** TASK DESCRIPTION **
Give all the lines below again, exactly, with no pictures.

══ SUPPLIED MATERIAL ══

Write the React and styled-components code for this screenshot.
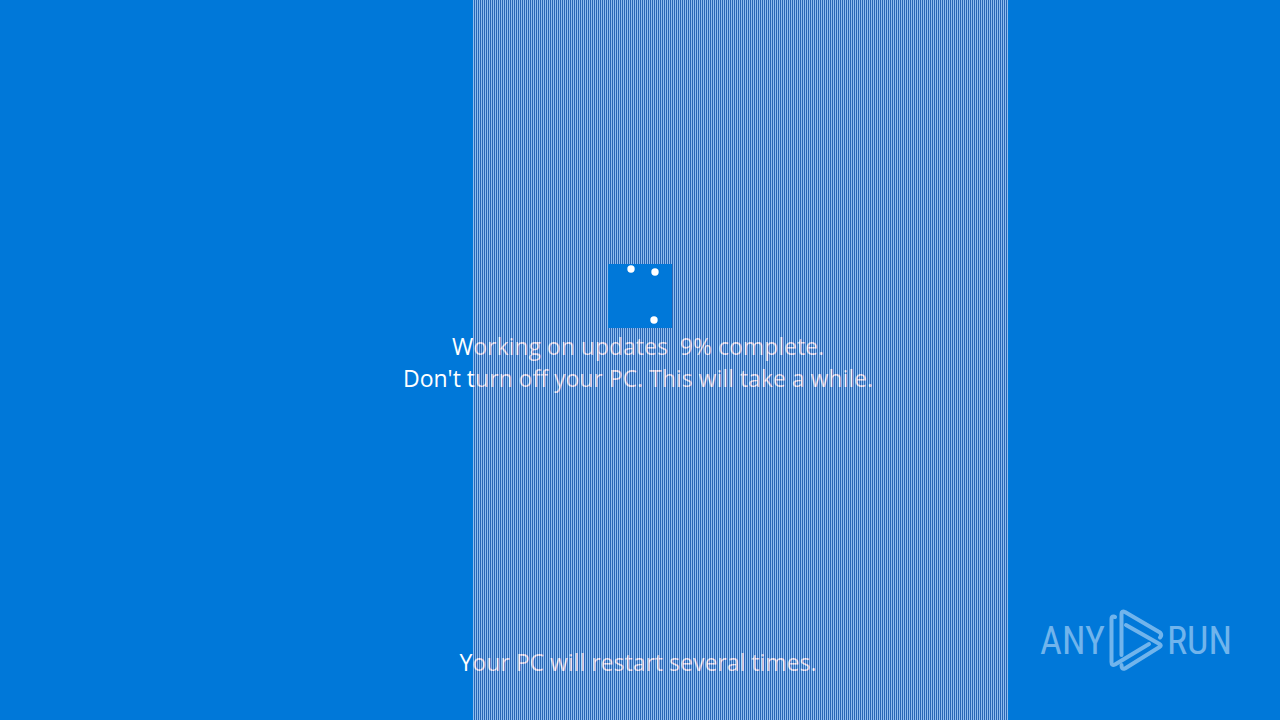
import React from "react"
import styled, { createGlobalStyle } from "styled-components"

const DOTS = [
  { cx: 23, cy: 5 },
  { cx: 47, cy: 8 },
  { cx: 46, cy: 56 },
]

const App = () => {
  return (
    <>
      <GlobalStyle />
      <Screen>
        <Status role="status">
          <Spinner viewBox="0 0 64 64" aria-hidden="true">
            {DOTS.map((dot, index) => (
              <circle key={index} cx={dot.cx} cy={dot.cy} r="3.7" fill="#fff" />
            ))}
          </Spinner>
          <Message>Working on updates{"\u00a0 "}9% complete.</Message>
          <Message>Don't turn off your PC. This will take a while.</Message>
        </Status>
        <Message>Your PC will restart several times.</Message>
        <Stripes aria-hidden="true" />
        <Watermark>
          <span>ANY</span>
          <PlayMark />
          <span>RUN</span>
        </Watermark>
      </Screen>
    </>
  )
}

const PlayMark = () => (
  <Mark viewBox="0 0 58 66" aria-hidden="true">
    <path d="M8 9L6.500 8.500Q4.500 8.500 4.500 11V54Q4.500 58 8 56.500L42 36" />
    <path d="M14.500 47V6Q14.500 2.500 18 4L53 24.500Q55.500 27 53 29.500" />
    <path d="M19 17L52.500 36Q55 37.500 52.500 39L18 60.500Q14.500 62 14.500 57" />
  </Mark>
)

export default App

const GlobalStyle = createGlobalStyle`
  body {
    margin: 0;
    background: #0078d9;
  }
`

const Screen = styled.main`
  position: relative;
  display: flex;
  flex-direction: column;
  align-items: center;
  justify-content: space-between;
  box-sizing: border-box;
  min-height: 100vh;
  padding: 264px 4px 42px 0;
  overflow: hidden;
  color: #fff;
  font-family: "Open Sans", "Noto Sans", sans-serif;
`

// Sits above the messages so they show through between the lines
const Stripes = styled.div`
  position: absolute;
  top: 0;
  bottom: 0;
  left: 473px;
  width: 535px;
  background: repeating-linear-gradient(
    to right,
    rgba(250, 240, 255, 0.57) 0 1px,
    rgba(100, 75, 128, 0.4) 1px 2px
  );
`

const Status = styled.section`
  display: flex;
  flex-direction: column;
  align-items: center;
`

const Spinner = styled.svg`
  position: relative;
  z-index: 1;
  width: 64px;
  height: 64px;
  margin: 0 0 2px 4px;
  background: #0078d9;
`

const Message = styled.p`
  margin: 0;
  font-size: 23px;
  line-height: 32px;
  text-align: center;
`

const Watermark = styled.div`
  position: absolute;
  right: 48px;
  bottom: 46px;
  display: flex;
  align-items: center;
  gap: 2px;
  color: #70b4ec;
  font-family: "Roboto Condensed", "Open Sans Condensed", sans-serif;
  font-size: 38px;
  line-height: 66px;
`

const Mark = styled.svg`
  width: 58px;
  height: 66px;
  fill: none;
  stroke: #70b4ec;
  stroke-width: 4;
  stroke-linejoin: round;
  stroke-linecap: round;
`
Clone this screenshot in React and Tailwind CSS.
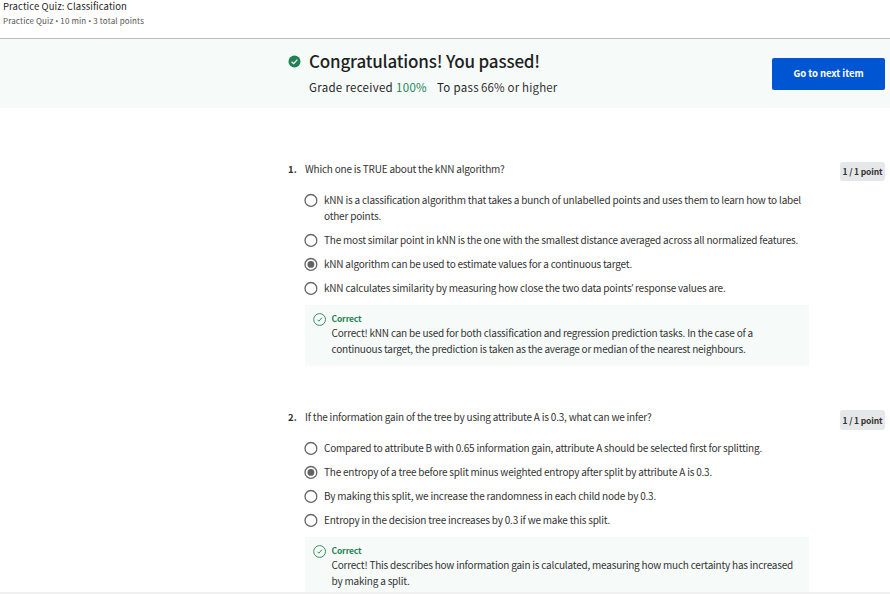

═══

** EXERCISE RESPONSE **
Write the React and styled-components code for this screenshot.
import React from "react"
import styled, { createGlobalStyle } from "styled-components"

const DOTS = [
  { cx: 23, cy: 5 },
  { cx: 47, cy: 8 },
  { cx: 46, cy: 56 },
]

const App = () => {
  return (
    <>
      <GlobalStyle />
      <Screen>
        <Status role="status">
          <Spinner viewBox="0 0 64 64" aria-hidden="true">
            {DOTS.map((dot, index) => (
              <circle key={index} cx={dot.cx} cy={dot.cy} r="3.7" fill="#fff" />
            ))}
          </Spinner>
          <Message>Working on updates{"\u00a0 "}9% complete.</Message>
          <Message>Don't turn off your PC. This will take a while.</Message>
        </Status>
        <Message>Your PC will restart several times.</Message>
        <Stripes aria-hidden="true" />
        <Watermark>
          <span>ANY</span>
          <PlayMark />
          <span>RUN</span>
        </Watermark>
      </Screen>
    </>
  )
}

const PlayMark = () => (
  <Mark viewBox="0 0 58 66" aria-hidden="true">
    <path d="M8 9L6.500 8.500Q4.500 8.500 4.500 11V54Q4.500 58 8 56.500L42 36" />
    <path d="M14.500 47V6Q14.500 2.500 18 4L53 24.500Q55.500 27 53 29.500" />
    <path d="M19 17L52.500 36Q55 37.500 52.500 39L18 60.500Q14.500 62 14.500 57" />
  </Mark>
)

export default App

const GlobalStyle = createGlobalStyle`
  body {
    margin: 0;
    background: #0078d9;
  }
`

const Screen = styled.main`
  position: relative;
  display: flex;
  flex-direction: column;
  align-items: center;
  justify-content: space-between;
  box-sizing: border-box;
  min-height: 100vh;
  padding: 264px 4px 42px 0;
  overflow: hidden;
  color: #fff;
  font-family: "Open Sans", "Noto Sans", sans-serif;
`

// Sits above the messages so they show through between the lines
const Stripes = styled.div`
  position: absolute;
  top: 0;
  bottom: 0;
  left: 473px;
  width: 535px;
  background: repeating-linear-gradient(
    to right,
    rgba(250, 240, 255, 0.57) 0 1px,
    rgba(100, 75, 128, 0.4) 1px 2px
  );
`

const Status = styled.section`
  display: flex;
  flex-direction: column;
  align-items: center;
`

const Spinner = styled.svg`
  position: relative;
  z-index: 1;
  width: 64px;
  height: 64px;
  margin: 0 0 2px 4px;
  background: #0078d9;
`

const Message = styled.p`
  margin: 0;
  font-size: 23px;
  line-height: 32px;
  text-align: center;
`

const Watermark = styled.div`
  position: absolute;
  right: 48px;
  bottom: 46px;
  display: flex;
  align-items: center;
  gap: 2px;
  color: #70b4ec;
  font-family: "Roboto Condensed", "Open Sans Condensed", sans-serif;
  font-size: 38px;
  line-height: 66px;
`

const Mark = styled.svg`
  width: 58px;
  height: 66px;
  fill: none;
  stroke: #70b4ec;
  stroke-width: 4;
  stroke-linejoin: round;
  stroke-linecap: round;
`
Clone this screenshot in React and Tailwind CSS.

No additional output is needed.